It makes sense that the graph's behavior would change when transitioning from positive to negative, as well as the other special threshold in this case which is the number 1 (since we are multiplying). Take a number X, where (inf. > abs(x) > 1), here it means that it is raised to a positive power, and (1 > abs(x) > 0) means a negative power.

Scaling (stretching) depends on the absolute value of the scaling factor, and how it relates to the number one. Flipping depends on whether the factor is positive, or negative. Apply at the same time and you get all those changing intervals, notice the change at each threshold.

(1 - inf.) = compressed, non-flipped.
[1] = equal, non-flipped.
(0 - 1) = stretched , non-flipped.

[0] = no graph i.e. a single point.

(-1 - 0) = stretched , flipped.
[-1] = equal, flipped.
(-inf. - -1) = compressed, flipped.

Also, the same does happen with vertical stretching. However, in the case of shifting, we are not multiplying, so the number 1 is no longer a critical point of concern, only the sign of the factor.

Huh? The same doesn't happen with vertical stretching. The direction of the graph correlates with whether the positivity/negativity of A in Af(x).

In vertical stretching, as A decreases the graph is pulled downward. Even as A goes negative, the graph continues to go downward. The opposite is true when positive of course.

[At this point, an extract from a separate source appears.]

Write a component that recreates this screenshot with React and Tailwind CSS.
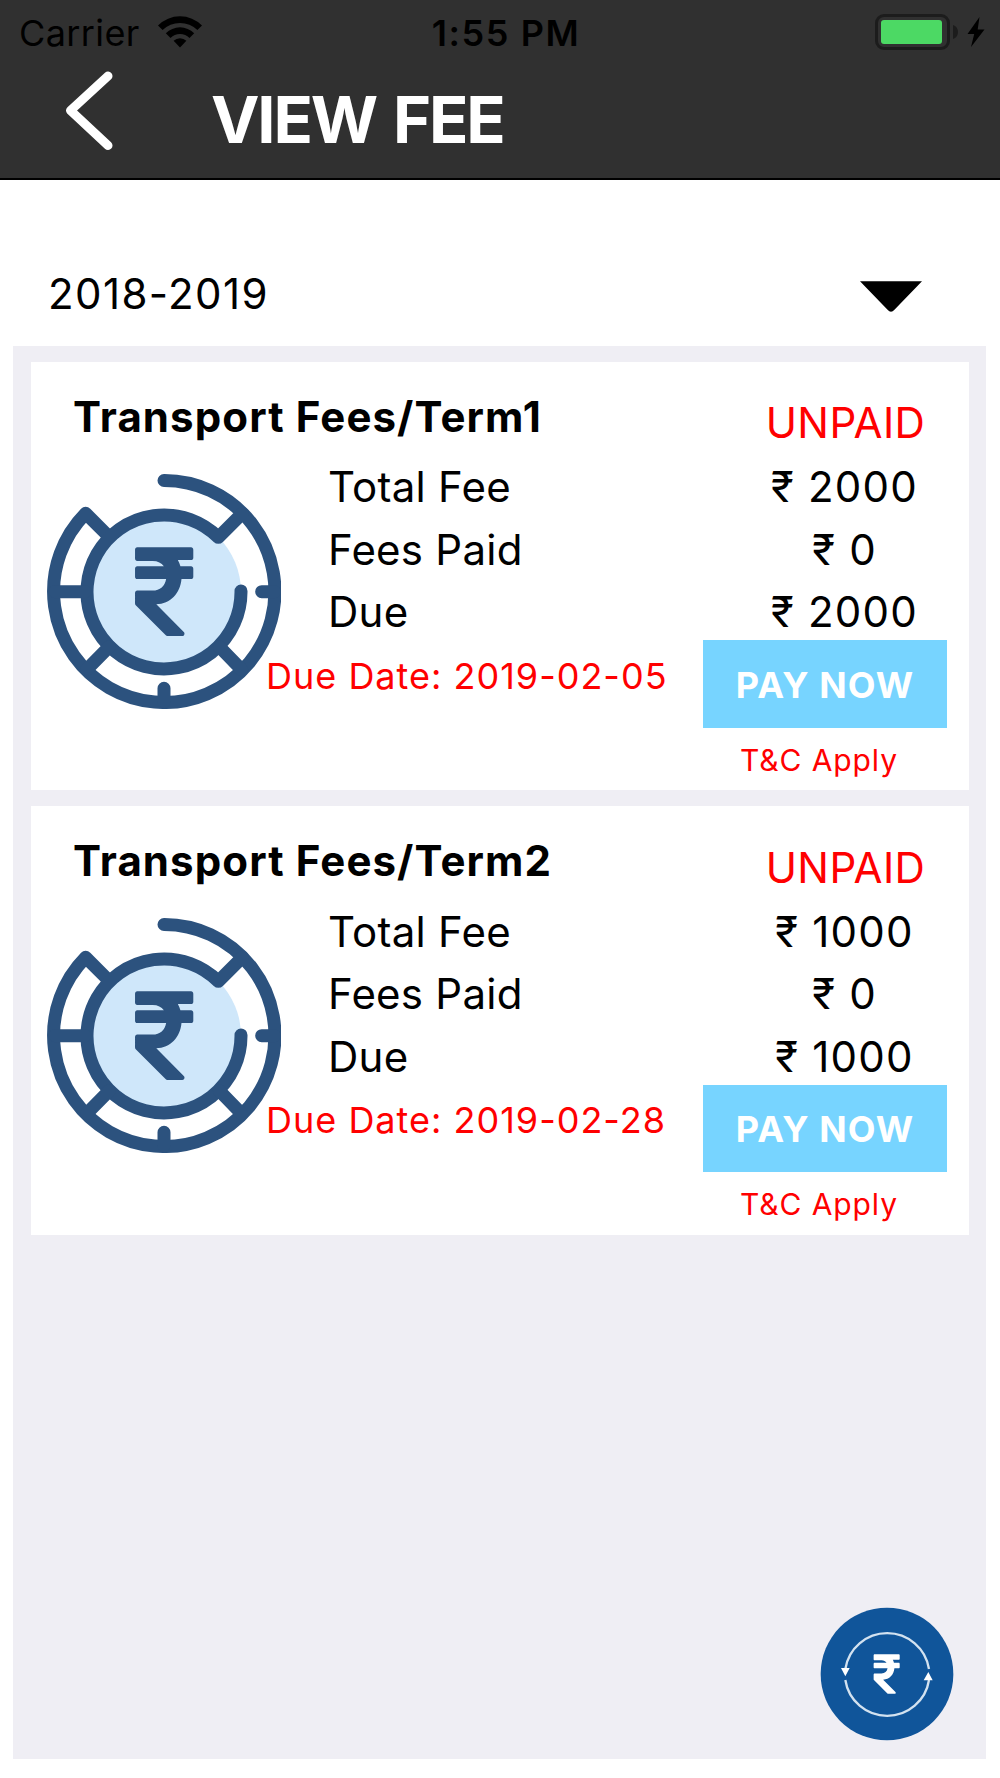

This is different from horizontal stretching. As A in f(Ax) decreases, the graph widens away from the Y-axis (assuming the graph is symetrical along the Y axis), but once it hits zero, it stops widening away from the Y-axis and begins to shrink toward the Y-axis

Another thing; yes it begins to shrink, but it is still technically stretched at the point after it hits zero but before it goes past negative 1. Whether is is expanding or shrinking at that moment depends on which way you are coming from.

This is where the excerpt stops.